What is the derivation of 15 and 11.3 used for computing pivotal altitude?

Question

Pivotal Altitude Explained: Teaching eights on pylons the easy way at AOPA repeats a common formula for pivotal altitude.

To estimate pivotal altitude, square the groundspeed and then divide by 15 if you use mph, or 11.3 if you prefer knots.

Where do the 15 and 11.3 magic numbers come from?

Answer 1

A possibly surprising result is even airplanes as different as a humble Cessna 152 and a Boeing 747, if able to fly the same speed in the same conditions, would use the same pivotal altitude. The airplane’s velocity and acceleration due to gravity are the only factors in determining pivotal altitude. Detailed derivations by John S. Denker and by ERAUSpecialVFR (13:57 YouTube) are included below.

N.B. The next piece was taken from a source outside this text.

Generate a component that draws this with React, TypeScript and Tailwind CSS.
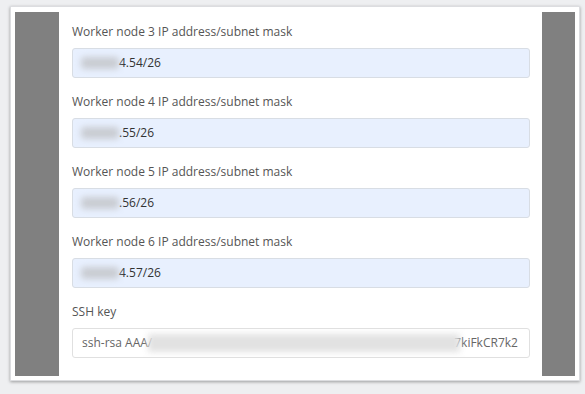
import React from "react";

const ips = [
  { n: 3, tail: "4.54/26" },
  { n: 4, tail: ".55/26" },
  { n: 5, tail: ".56/26" },
  { n: 6, tail: "4.57/26" },
];

export default function App() {
  return (
    <div
      className="w-[585px] h-[394px] bg-[#eeeff1] pt-[6px] pl-[10px] overflow-hidden"
      style={{ fontFamily: '"Open Sans", "Noto Sans", sans-serif' }}
    >
      <div className="w-[570px] h-[375px] bg-white border border-[#dcdde0] shadow-[0_1px_3px_rgba(0,0,0,0.35)] flex pt-[5px] pl-[4px] pr-[4px] pb-[4px]">
        <div className="w-[44px] bg-[#808080] shrink-0" />
        <div className="flex-1 flex flex-col pt-[10px] pl-[13px] pr-[12px]">
          {ips.map((ip) => (
            <div key={ip.n} className="mb-[14px]">
              <div className="h-[20px] leading-[20px] text-[12px] text-[#555]">
                Worker node {ip.n} IP address/subnet mask
              </div>
              <div className="mt-[6px] h-[30px] rounded-[3px] border border-[#d8dde4] bg-[#e8f0fe] flex items-center pl-[8px] text-[12px] text-[#333] overflow-hidden">
                <span className="inline-block w-[38px] h-[12px] rounded-[4px] bg-[#c9ccd2] blur-[3px]" />
                <span>{ip.tail}</span>
              </div>
            </div>
          ))}
          <div>
            <div className="h-[20px] leading-[20px] text-[12px] text-[#555]">SSH key</div>
            <div className="mt-[6px] h-[30px] rounded-[3px] border border-[#e0e0e0] bg-white flex items-center pl-[9px] pr-[2px] text-[12px] text-[#666] overflow-hidden whitespace-nowrap">
              <span>ssh-rsa AAA/</span>
              <span className="inline-block shrink-0 w-[312px] h-[18px] bg-[#e2e2e2] blur-[3px] -ml-[4px]" />
              <span className="-ml-[6px]">7kiFkCR7k2</span>
            </div>
          </div>
        </div>
        <div className="w-[33px] bg-[#808080] shrink-0" />
      </div>
    </div>
  );
}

The exact formula for height above the pylon is

$$h = \frac{v_{air}\cdot v_{gnd}}{g}$$

where $v_{air}$ and $v_{gnd}$ are velocities relative to the air and ground, and $g$ is acceleration due to Earth’s gravity. This shows that the common approximation of squaring groundspeed is the calm-day special case.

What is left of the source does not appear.